• Instruction: Gather every line holding the string "this".

• Listed entries:
** start **

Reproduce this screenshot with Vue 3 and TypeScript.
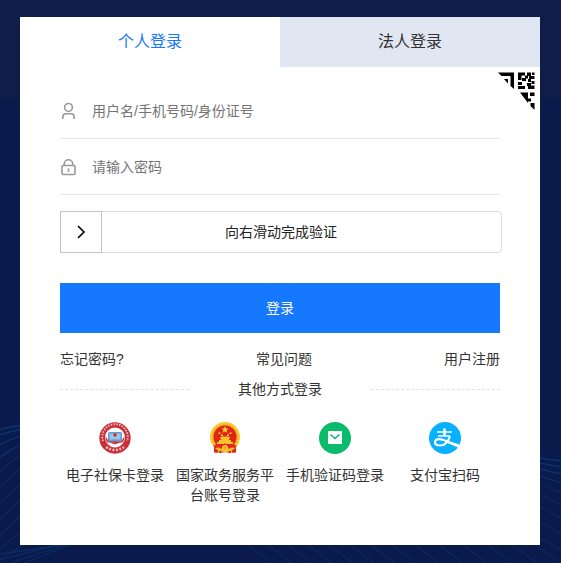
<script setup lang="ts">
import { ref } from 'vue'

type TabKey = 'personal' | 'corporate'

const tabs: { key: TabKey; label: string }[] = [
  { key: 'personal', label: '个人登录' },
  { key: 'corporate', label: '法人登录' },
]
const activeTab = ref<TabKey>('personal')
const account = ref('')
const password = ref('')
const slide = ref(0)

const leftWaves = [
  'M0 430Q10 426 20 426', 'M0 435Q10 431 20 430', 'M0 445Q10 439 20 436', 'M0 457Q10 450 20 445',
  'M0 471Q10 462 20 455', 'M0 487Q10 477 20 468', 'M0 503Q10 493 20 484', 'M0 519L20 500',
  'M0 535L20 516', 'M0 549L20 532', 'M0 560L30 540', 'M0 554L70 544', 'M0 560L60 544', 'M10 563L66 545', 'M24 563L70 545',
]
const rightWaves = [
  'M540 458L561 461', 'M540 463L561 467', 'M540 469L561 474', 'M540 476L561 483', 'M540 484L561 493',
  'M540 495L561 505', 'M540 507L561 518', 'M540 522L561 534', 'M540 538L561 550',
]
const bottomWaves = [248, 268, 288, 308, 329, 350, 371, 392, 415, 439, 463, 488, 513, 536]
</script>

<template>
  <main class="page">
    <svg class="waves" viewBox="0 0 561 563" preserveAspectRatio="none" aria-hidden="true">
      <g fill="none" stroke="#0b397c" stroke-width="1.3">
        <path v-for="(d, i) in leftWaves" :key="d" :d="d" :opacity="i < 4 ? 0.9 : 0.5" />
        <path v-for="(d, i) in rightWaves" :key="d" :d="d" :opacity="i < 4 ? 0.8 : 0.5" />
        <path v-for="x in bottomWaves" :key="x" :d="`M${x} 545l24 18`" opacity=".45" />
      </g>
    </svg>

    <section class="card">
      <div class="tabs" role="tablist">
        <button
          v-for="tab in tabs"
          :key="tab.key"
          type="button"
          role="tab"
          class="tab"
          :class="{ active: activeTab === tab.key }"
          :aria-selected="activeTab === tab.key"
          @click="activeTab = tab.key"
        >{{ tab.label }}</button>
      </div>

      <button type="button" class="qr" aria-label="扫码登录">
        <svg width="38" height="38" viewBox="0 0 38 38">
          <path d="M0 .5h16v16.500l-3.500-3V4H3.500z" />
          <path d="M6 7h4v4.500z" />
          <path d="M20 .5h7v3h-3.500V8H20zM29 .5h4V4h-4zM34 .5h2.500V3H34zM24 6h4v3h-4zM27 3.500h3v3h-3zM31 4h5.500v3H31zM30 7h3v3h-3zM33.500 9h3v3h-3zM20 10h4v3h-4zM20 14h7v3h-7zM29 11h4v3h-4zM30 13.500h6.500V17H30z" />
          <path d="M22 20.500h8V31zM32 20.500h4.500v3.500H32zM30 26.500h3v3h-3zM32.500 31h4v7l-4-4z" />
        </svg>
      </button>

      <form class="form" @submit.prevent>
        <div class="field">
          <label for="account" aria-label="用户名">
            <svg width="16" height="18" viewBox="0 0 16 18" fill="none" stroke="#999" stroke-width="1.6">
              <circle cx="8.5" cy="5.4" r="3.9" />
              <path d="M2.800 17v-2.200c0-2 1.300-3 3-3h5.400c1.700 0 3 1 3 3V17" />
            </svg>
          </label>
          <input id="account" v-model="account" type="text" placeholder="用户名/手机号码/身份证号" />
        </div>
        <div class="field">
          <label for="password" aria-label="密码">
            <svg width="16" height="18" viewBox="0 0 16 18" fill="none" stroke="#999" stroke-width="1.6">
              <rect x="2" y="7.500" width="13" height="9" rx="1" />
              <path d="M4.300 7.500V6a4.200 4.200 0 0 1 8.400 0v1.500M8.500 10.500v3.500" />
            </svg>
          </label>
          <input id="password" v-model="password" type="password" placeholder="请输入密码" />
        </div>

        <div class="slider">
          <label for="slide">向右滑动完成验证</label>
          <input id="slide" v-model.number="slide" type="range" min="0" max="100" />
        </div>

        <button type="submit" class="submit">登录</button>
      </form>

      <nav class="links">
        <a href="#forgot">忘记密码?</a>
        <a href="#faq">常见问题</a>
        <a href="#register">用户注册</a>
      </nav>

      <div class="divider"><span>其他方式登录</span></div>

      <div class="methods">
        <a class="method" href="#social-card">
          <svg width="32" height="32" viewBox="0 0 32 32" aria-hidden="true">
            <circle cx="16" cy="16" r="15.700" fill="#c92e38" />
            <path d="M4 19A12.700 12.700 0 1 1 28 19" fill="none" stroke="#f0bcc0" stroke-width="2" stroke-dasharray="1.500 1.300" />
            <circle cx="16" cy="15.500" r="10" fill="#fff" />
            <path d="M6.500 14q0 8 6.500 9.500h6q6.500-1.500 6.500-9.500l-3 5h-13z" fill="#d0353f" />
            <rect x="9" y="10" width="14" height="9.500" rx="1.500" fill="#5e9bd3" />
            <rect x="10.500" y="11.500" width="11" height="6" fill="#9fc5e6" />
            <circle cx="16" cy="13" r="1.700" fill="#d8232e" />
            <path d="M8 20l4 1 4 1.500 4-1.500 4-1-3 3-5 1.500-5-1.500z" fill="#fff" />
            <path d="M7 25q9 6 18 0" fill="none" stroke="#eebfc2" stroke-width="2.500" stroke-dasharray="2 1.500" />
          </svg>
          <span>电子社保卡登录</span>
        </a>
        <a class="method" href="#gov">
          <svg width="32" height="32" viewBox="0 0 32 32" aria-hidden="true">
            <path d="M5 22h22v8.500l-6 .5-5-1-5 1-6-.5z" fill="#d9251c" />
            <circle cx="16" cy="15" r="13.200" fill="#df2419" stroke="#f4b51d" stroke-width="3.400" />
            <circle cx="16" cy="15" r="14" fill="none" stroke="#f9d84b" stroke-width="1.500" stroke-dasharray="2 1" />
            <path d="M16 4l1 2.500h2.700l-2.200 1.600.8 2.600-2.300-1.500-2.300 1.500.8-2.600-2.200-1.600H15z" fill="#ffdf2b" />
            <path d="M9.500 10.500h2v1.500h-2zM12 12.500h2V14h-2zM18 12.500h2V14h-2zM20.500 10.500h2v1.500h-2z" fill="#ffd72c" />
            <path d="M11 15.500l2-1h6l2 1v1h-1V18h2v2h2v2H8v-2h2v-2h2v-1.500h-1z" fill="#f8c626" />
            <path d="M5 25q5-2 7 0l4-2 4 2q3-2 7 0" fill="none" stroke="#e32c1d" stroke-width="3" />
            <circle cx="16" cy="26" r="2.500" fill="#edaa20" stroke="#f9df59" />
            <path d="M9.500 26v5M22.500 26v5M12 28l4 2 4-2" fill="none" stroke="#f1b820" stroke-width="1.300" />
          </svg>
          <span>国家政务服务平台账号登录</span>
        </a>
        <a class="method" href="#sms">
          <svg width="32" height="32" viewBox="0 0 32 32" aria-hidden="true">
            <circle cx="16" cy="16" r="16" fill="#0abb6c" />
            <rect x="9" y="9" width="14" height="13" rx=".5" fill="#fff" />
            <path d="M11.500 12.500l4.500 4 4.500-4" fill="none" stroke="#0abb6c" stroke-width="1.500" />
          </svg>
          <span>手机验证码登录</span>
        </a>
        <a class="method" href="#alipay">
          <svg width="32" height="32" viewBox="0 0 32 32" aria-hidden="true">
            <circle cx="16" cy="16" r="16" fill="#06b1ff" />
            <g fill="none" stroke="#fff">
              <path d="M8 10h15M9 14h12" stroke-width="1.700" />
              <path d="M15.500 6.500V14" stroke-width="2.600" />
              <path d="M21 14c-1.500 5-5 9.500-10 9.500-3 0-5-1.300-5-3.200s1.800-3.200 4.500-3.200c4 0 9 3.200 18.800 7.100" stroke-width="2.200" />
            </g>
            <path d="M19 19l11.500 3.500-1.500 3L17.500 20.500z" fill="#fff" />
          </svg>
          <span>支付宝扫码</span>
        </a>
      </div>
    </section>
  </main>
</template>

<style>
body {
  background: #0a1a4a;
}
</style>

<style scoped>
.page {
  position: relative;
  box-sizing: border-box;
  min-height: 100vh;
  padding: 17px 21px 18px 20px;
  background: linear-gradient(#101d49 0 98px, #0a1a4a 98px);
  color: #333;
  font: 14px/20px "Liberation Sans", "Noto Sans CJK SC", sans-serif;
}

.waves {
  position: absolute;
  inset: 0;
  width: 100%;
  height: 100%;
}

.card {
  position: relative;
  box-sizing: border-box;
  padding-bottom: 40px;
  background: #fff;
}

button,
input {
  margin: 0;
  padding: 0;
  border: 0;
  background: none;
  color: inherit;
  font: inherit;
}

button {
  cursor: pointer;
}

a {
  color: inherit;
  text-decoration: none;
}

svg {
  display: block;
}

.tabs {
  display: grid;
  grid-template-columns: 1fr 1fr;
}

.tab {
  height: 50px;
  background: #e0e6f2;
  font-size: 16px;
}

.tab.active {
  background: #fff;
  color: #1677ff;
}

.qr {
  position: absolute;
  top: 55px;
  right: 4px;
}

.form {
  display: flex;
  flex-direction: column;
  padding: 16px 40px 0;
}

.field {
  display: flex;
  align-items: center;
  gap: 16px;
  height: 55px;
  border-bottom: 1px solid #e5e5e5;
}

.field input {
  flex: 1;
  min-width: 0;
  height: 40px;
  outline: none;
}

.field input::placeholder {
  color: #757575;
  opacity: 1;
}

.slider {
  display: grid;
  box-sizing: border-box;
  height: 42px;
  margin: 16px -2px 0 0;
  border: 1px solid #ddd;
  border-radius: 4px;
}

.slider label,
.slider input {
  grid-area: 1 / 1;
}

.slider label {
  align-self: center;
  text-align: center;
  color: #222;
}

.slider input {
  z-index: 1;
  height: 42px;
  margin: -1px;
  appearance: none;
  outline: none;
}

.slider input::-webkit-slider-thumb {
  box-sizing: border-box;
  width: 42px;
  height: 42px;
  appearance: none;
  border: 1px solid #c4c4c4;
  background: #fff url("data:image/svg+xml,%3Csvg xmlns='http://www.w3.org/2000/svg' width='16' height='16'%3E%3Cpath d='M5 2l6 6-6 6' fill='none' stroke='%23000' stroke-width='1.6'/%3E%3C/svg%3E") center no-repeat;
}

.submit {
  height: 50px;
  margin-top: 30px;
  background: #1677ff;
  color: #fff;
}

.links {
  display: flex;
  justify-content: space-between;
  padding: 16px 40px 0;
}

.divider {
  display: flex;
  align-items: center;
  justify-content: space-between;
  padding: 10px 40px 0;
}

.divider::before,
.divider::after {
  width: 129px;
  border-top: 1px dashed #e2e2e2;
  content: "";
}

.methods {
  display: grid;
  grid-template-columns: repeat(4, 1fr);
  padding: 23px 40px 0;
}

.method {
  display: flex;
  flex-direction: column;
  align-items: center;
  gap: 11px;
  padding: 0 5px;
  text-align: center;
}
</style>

** end **
** start **

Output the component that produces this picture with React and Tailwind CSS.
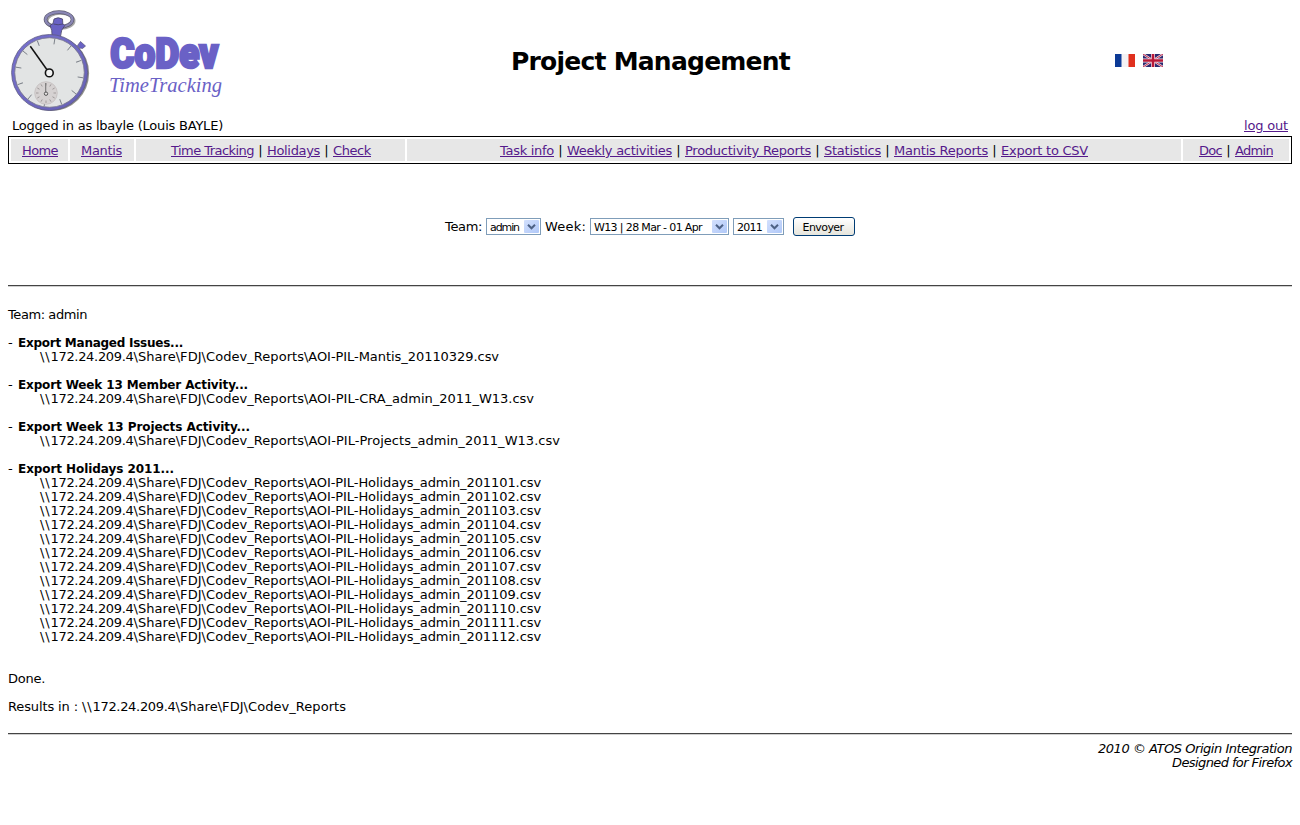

** end **

• Written reply:
Reproduce this screenshot with Vue 3 and TypeScript.
Output the component that produces this picture with React and Tailwind CSS.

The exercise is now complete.